ARTS/CULTURE/HISTORY
The 6/2 NY Times Book Section’s Summer Reading issue has a page curiously headlined, “An Antiracist Book List” by Ibram X. Kendi. His recommended 16 titles include fiction classics, The Bluest Eye and Their Eyes Were Watching God. The nonfiction list titles are: The Autobiography of Malcolm X, The Condemnation of Blackness: Race, Crime and The Making of Modern Urban America, 2010; West Indian Immigrants: The Black Success Story?, 2008; Locking Up Our Own, Crime and Punishment in Black America, 1983; Dying of Whiteness, How Politics of Racial Resentment is Killing America’s Heartland, 2019; and Well-Read Black Girl: Finding Our Stories, Discovering Ourselves.
NEWSMAKERS
Last week, WGO mistakenly referenced First Corinthian’s Baptist Church’s Rev. Dr. Lakeesha Walrond as the newly appointed President of the Union Theological Seminary. Please, no correction. Rev. Dr. Walrond is the first woman President of the NY Theological Seminary where she began work last month.
ZODIAC UPDATE: Geminis Bob Tate and Edgar Ridley celebrate their 80th Birthday this year. Don’t forget Unlimited Contacts Bob Tate and Dedra Tate, who will host a Gemini Birthday Party and networking session on Tuesday, June 11 from 5-11 pm at El San Juan Restaurant, 1429 Fifth Avenue, Harlem. [For free admission contact: unlimitedcontacts@gmail.com or call 917.217.2222]

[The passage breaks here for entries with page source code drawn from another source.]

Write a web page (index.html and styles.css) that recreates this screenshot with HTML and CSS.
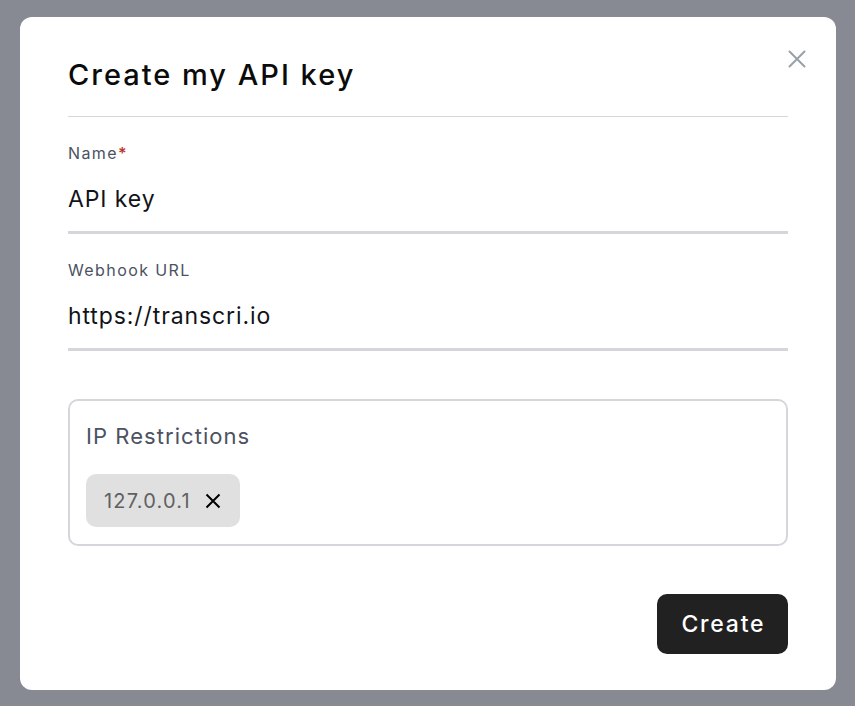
FILE: index.html
```html
<!DOCTYPE html>
<html lang="en">
<head>
<meta charset="utf-8">
<title>Create my API key</title>
<link rel="stylesheet" href="styles.css">
</head>
<body>
<div class="backdrop">
  <div class="modal">
    <button class="close" aria-label="Close">
      <svg width="18" height="18" viewBox="0 0 18 18"><path d="M1.5 1.5L16.5 16.5M16.5 1.5L1.5 16.5" stroke="currentColor" stroke-width="2" stroke-linecap="round"/></svg>
    </button>
    <div class="header">
      <h1 class="title">Create my API key</h1>
    </div>
    <div class="field">
      <label class="label">Name<span class="req">*</span></label>
      <div class="input">API key</div>
    </div>
    <div class="field">
      <label class="label">Webhook URL</label>
      <div class="input">https://transcri.io</div>
    </div>
    <div class="ipbox">
      <div class="iplabel">IP Restrictions</div>
      <div class="chips">
        <span class="chip"><span class="chiptext">127.0.0.1</span>
          <svg class="chipx" width="16" height="16" viewBox="0 0 16 16"><path d="M1.5 1.5L14.5 14.5M14.5 1.5L1.5 14.5" stroke="currentColor" stroke-width="2"/></svg>
        </span>
      </div>
    </div>
    <div class="actions">
      <button class="create">Create</button>
    </div>
  </div>
</div>
</body>
</html>
```
FILE: styles.css
```css
* { box-sizing: border-box; }
html, body { margin: 0; padding: 0; }
body {
  font-family: "Inter", "Noto Sans", sans-serif;
  background: #878a93;
  width: 855px;
  height: 706px;
  overflow: hidden;
}
.backdrop {
  padding: 17px 19px 16px 20px;
  height: 706px;
}
.modal {
  position: relative;
  background: #ffffff;
  border-radius: 12px;
  height: 673px;
  padding: 42px 48px 36px 48px;
  display: flex;
  flex-direction: column;
}
.close {
  position: absolute;
  top: 33px;
  right: 30px;
  border: 0;
  background: none;
  padding: 0;
  color: #9aa0aa;
  width: 18px;
  height: 18px;
  display: flex;
}
.header {
  border-bottom: 1px solid #d4d6db;
  padding-bottom: 25px;
}
.title {
  margin: 0;
  font-size: 29px;
  line-height: 32px;
  font-weight: 500;
  color: #0b0b0b;
  letter-spacing: 2px;
}
.field {
  margin-top: 24px;
}
.label {
  display: block;
  font-size: 16px;
  line-height: 24px;
  color: #4b5262;
  letter-spacing: 1.4px;
}
.req { color: #c0392b; font-weight: 600; }
.input {
  font-size: 23px;
  line-height: 32px;
  padding: 18px 0 16px 0;
  color: #111318;
  border-bottom: 3px solid #d4d6db;
  letter-spacing: 0.9px;
}
.ipbox {
  margin-top: 48px;
  border: 2px solid #d4d6db;
  border-radius: 10px;
  padding: 20px 16px 16px 16px;
  height: 147px;
}
.iplabel {
  font-size: 22px;
  line-height: 30px;
  color: #4b5262;
  letter-spacing: 1.05px;
}
.chips {
  margin-top: 23px;
  display: flex;
}
.chip {
  display: inline-flex;
  align-items: center;
  gap: 15px;
  background: #e0e0e0;
  border-radius: 10px;
  height: 53px;
  padding: 0 19px 0 18px;
  font-size: 20px;
  color: #616161;
}
.chiptext { letter-spacing: 1.2px; margin-right: -1.2px; }
.chipx { color: #000; }
.actions {
  margin-top: auto;
  display: flex;
  justify-content: flex-end;
}
.create {
  background: #212121;
  color: #ffffff;
  border: 0;
  border-radius: 10px;
  width: 131px;
  height: 60px;
  font-family: inherit;
  font-size: 23px;
  font-weight: 500;
  letter-spacing: 1.8px;
  padding: 0 0 0 1.8px;
}
```
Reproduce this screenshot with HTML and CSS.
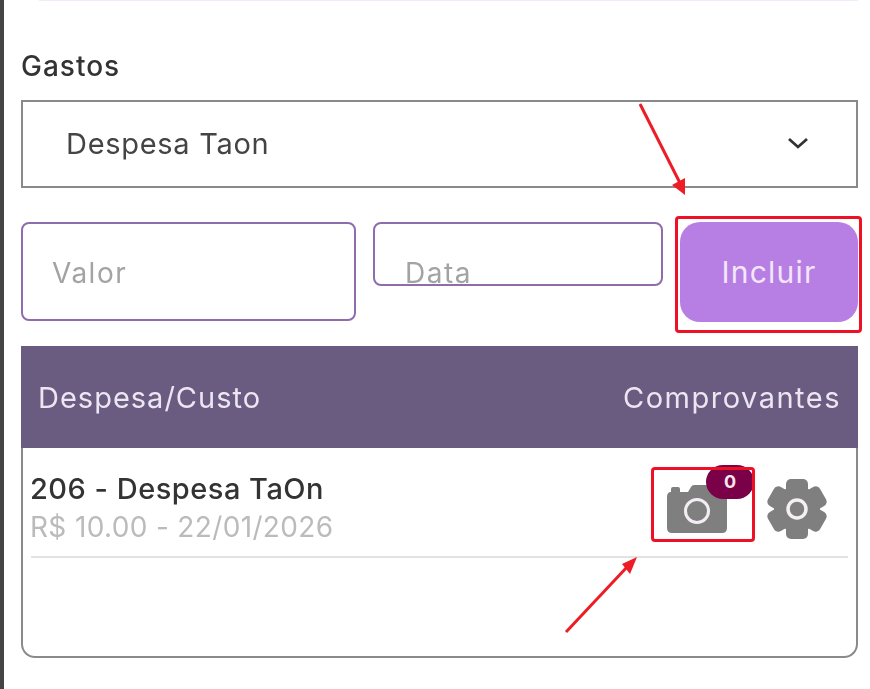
FILE: index.html
```html
<!DOCTYPE html>
<html>
  <head>
    <title>Gastos</title>
    <meta charset="UTF-8">
    <meta name="viewport" content="width=device-width, initial-scale=1.0">
    <link rel="stylesheet" href="styles.css">
  </head>

  <body>
    <main class="page">
      <div class="top-edge"></div>

      <label class="field-label">Gastos</label>

      <!--Select-->
      <div class="select">
        <span>Despesa Taon</span>
        <svg class="chevron" width="22" height="14" viewBox="0 0 22 14">
          <path d="M2 3l9 8 9-8" fill="none" stroke="#333" stroke-width="2.8"/>
        </svg>
      </div>

      <!--Form-->
      <div class="form-row">
        <div class="input input-value"><span class="placeholder">Valor</span></div>
        <div class="input input-date"><span class="placeholder">Data</span></div>
        <button class="add">Incluir<span class="mark mark-add"></span></button>
      </div>

      <!--List-->
      <section class="list">
        <header class="list-head">
          <span>Despesa/Custo</span>
          <span class="head-right">Comprovantes</span>
        </header>
        <div class="list-row">
          <div class="item-text">
            <div class="item-title">206 - Despesa TaOn</div>
            <div class="item-sub">R$ 10.00 - 22/01/2026</div>
          </div>
          <div class="item-actions">
            <div class="camera">
              <svg width="60" height="48" viewBox="0 0 60 48">
                <path d="M4 7V4q0-2 2-2h5q2 0 2 2v3h8l3-5q1-2 3-2h14q2 0 3 2l3 5h7q6 0 6 6v30q0 5-5 5H5q-5 0-5-5V12q0-5 4-5z" fill="#7f7f7f"/>
                <circle cx="30" cy="26" r="11.5" fill="#7f7f7f" stroke="#f4eef4" stroke-width="3"/>
              </svg>
              <span class="badge">0</span>
              <span class="mark mark-camera"></span>
            </div>
            <svg class="gear" width="62" height="62" viewBox="0 0 62 62">
              <g fill="#7f7f7f">
                <circle cx="31" cy="31" r="23"/>
                <rect x="20" y="1" width="22" height="60" rx="5"/>
                <rect x="20" y="1" width="22" height="60" rx="5" transform="rotate(60 31 31)"/>
                <rect x="20" y="1" width="22" height="60" rx="5" transform="rotate(120 31 31)"/>
              </g>
              <circle cx="31" cy="31" r="9" fill="#7f7f7f" stroke="#f4f0f4" stroke-width="3.5"/>
            </svg>
          </div>
        </div>
        <div class="list-line"></div>
      </section>
    </main>

    <!--Red arrows over the page-->
    <svg class="arrows" width="870" height="689" viewBox="0 0 870 689">
      <g fill="#ee1c25">
        <path d="M640 104L681 185" fill="none" stroke="#ee1c25" stroke-width="3"/>
        <path d="M685 195L672 185 685 178z"/>
        <path d="M566 632L628 566" fill="none" stroke="#ee1c25" stroke-width="3"/>
        <path d="M637 557L630 574 622 564z"/>
      </g>
    </svg>
  </body>
</html>
```

FILE: styles.css
```css
html, body {
  margin: 0;
  padding: 0;
  height: 100%;
  overflow: hidden;
  background-color: #fff;
  font-family: Inter, "Liberation Sans", sans-serif;
}

body {
  border-left: 4px solid #444;
  box-sizing: border-box;
  width: 870px;
  height: 689px;
}

.page {
  width: 837px;
  padding-left: 17px;
  filter: blur(0.6px);
}

.top-edge {
  height: 1px;
  margin: 0 0 0 18px;
  background-color: #f5eaf9;
}

.field-label {
  display: block;
  margin-top: 48px;
  font-size: 28px;
  line-height: 34px;
  letter-spacing: 1px;
  font-weight: 500;
  color: #333;
}

.select {
  display: flex;
  justify-content: space-between;
  align-items: center;
  box-sizing: border-box;
  height: 88px;
  margin-top: 17px;
  padding: 0 47px 2px 43px;
  border: 2px solid #8a8a8a;
  font-size: 29px;
  letter-spacing: 0.7px;
  color: #444;
}

.form-row {
  display: flex;
  align-items: flex-start;
  margin-top: 34px;
}

.input {
  box-sizing: border-box;
  border: 2px solid #8f6cae;
  border-radius: 8px;
  background-color: #fff;
  font-size: 28px;
  letter-spacing: 1.5px;
  color: #a3a3a3;
}

.input-value {
  width: 335px;
  height: 99px;
  margin-right: 17px;
  padding: 30px 0 0 29px;
}

.input-date {
  width: 290px;
  height: 64px;
  margin-right: 17px;
  padding: 30px 0 0 30px;
}

.placeholder {
  display: block;
  line-height: 38px;
}

button.add {
  position: relative;
  width: 178px;
  height: 100px;
  padding: 0;
  border: none;
  border-radius: 20px;
  background-color: #b77fe3;
  color: #f3e6fa;
  font-family: inherit;
  font-size: 30px;
  letter-spacing: 1.2px;
}

.mark {
  position: absolute;
  box-sizing: border-box;
  border: 3px solid #ee1024;
  border-radius: 4px;
}

.mark-add {
  left: -5px;
  top: -6px;
  width: 187px;
  height: 117px;
}

.list {
  box-sizing: border-box;
  height: 312px;
  margin-top: 24px;
  border: 2px solid #8a8a8a;
  border-top: none;
  border-radius: 0 0 14px 14px;
}

.list-head {
  display: flex;
  justify-content: space-between;
  align-items: center;
  height: 102px;
  margin: 0 -2px;
  padding: 0 17px;
  background-color: #6a5b80;
  color: #ece6f2;
  font-size: 29px;
  letter-spacing: 1px;
}

.head-right {
  letter-spacing: 1.5px;
}

.list-row {
  display: flex;
  justify-content: space-between;
  padding: 21px 28px 0 7px;
  height: 87px;
}

.item-title {
  font-size: 29px;
  line-height: 40px;
  letter-spacing: 0.5px;
  font-weight: 500;
  color: #333;
}

.item-sub {
  font-size: 28px;
  line-height: 36px;
  letter-spacing: 0.35px;
  color: #bbb;
}

.item-actions {
  display: flex;
  align-items: flex-start;
  gap: 39px;
  padding-top: 8px;
}

.camera {
  position: relative;
  width: 60px;
  height: 48px;
  margin-top: 8px;
}

.camera svg {
  display: block;
}

.badge {
  position: absolute;
  left: 39px;
  top: -20px;
  width: 48px;
  height: 34px;
  border-radius: 17px;
  background-color: #7a0048;
  color: #f6e6ef;
  font-size: 18px;
  font-weight: 700;
  line-height: 34px;
  letter-spacing: 0;
  text-align: center;
}

.mark-camera {
  left: -16px;
  top: -18px;
  width: 104px;
  height: 75px;
}

.gear {
  margin-top: 1px;
}

.list-line {
  height: 2px;
  margin: 0 8px;
  background-color: #e2e2e2;
}

.arrows {
  position: absolute;
  left: 0;
  top: 0;
  filter: blur(0.4px);
}
```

RIP: Beloved matriarch Noreen Clark-Smith, 88, has died. A part of the socio-political landscape for almost 50 years, Ms. Clark-Smith was a Harlem treasure. She worked at Haryou-Act, the NY Urban League and for the NYS Housing and Community Renewal under Governors Cuomo and Pataki. Married with children, she earned a degree in Urban Planning from Marymount College while working to promote African independence at the UN and to promote name changes at Harlem public schools to recognize prominent African Americans. Her friends’ rolodex included Adam Clayton Powell, Jr., Ennis Frances, Livingston Wingate and Malcolm X. She served as Community Board 10 Chair for three terms. She is survived by three children: Regina (Harlem Business Alliance), Dr. Donna Marie and Roger; five grandchildren and three great-grands. A memorial in her honor will be held at Mist Harlem, located at 46 West 116th Street, on Thursday, June 20 at 7 pm.